Bookings are essential. Meet in the ground floor foyer.
From 10 am to 5 pm daily (except public holidays) discover the treasures and stories from the nation's oldest Government archive in the Institute Building.
Made possible by Professor George C Henderson, the Department of Historical Records was established. George Henry Pitt and Mabel Hardy, the first Government Archivists of Australia were appointed on 1 February 1919. Together, they were to identify, preserve and make accessible official records in the newly established South Australian Archives Department. The State Records of South Australia now hold over 13 million official records.
Look through the lens of photographer Vic Grimmett and witness South Australian life in the 1950s, 1960s and 1970s.
Before his passing in 2017, Vic donated over 250,000 images accumulated during forty years of photography featuring fashion, sports, arts festivals, opening nights, television personalities and nearly two thousand weddings.

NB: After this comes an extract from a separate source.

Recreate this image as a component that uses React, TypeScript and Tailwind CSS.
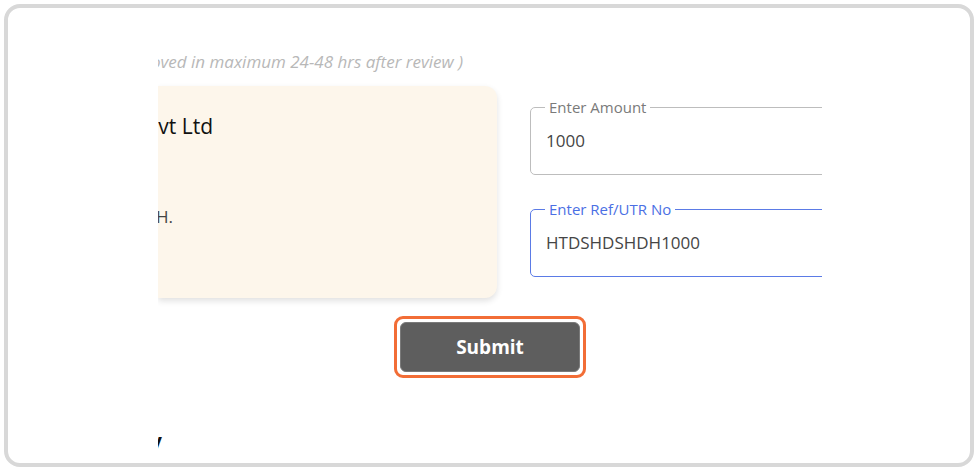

The exhibition is showing on the Treasures Wall, Monday to Wednesday 10 am to 8 pm, Thursday and Friday 10 am to 6 pm and Saturday and Sunday 10 am to 5 pm. Closed public holidays.
Part of the 2019 Tarnanthi Festival of Contemporary Aboriginal and Torres Strait Islander Art, this exhibition celebrates the work of artists Gladys Anderson, Heather Anderson, Lindy Brody, Ruth Dawson, Penny Kelly, Susannah Nelson and Joseph Williams, bringing together stories, language and art.
This multi-modal exhibition sees historic audio recordings play alongside paintings and contemporary videos evoking the sounds and colours of Warumungu Country.
Curated by Sandra Morrison Nangali, Rosemary Plummer Narrurlu and linguist Samantha Disbray, the exhibition is open Monday to Wednesday 9 am to 7.45 pm, Thursday and Friday 9 am to 5.45 pm and Saturday and Sunday 9 am to 4.45 pm in the State Library Gallery. Closed on public holidays.
You can reach the State Library by bus or train with bus stops close by near the War Memorial on North Terrace and the Adelaide Train Station just a short stroll away. Free trams run regularly between the train station and the Art Gallery right next to the Library.